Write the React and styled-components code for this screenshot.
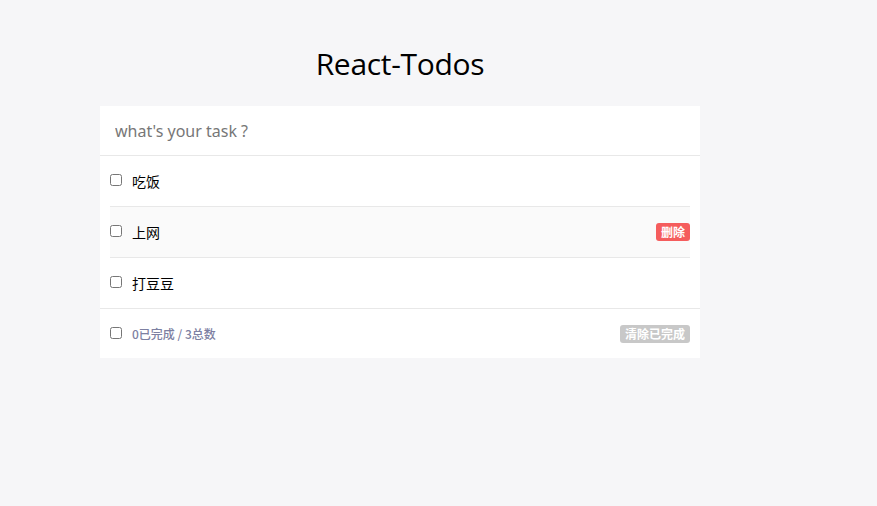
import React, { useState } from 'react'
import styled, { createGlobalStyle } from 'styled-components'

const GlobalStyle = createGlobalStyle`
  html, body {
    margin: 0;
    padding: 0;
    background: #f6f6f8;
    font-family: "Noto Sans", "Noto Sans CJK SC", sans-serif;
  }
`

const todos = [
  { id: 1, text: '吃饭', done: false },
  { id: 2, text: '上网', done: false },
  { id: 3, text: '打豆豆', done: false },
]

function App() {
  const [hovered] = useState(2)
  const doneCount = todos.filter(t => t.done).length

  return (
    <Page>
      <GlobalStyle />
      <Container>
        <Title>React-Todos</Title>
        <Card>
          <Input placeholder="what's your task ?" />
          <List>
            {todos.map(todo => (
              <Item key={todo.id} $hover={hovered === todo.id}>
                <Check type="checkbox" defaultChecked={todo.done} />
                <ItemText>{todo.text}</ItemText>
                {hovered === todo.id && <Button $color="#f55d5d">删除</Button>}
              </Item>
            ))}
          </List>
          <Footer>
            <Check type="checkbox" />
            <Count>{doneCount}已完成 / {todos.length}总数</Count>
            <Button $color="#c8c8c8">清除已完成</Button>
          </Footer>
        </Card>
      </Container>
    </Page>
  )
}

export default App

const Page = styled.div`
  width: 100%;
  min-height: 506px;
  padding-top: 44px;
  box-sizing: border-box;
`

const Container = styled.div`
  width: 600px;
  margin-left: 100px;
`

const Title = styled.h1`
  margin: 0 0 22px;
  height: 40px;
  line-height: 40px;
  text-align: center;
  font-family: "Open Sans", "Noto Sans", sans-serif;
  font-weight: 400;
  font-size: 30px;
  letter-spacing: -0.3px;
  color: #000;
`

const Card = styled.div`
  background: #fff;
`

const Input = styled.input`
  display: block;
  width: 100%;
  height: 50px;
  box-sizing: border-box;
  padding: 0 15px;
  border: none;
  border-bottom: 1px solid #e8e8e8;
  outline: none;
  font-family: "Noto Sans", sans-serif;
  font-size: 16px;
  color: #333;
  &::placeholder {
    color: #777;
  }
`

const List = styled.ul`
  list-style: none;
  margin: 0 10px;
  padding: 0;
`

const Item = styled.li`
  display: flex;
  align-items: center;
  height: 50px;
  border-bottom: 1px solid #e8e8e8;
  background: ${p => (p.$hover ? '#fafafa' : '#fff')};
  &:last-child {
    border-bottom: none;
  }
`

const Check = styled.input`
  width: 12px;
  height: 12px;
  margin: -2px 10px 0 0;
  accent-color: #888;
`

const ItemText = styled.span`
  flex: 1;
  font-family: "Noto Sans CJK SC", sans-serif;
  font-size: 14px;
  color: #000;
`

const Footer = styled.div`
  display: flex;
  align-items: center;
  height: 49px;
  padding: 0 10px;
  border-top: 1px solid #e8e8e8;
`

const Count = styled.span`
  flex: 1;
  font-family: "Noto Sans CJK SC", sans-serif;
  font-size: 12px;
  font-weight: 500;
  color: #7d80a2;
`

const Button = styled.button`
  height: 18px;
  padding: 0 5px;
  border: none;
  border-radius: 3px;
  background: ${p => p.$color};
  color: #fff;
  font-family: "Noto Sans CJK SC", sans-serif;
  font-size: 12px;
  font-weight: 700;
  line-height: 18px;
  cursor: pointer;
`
------
Return all the lines that contain the string "React".

Write the React and styled-components code for this screenshot.
import React, { useState } from 'react'
        <Title>React-Todos</Title>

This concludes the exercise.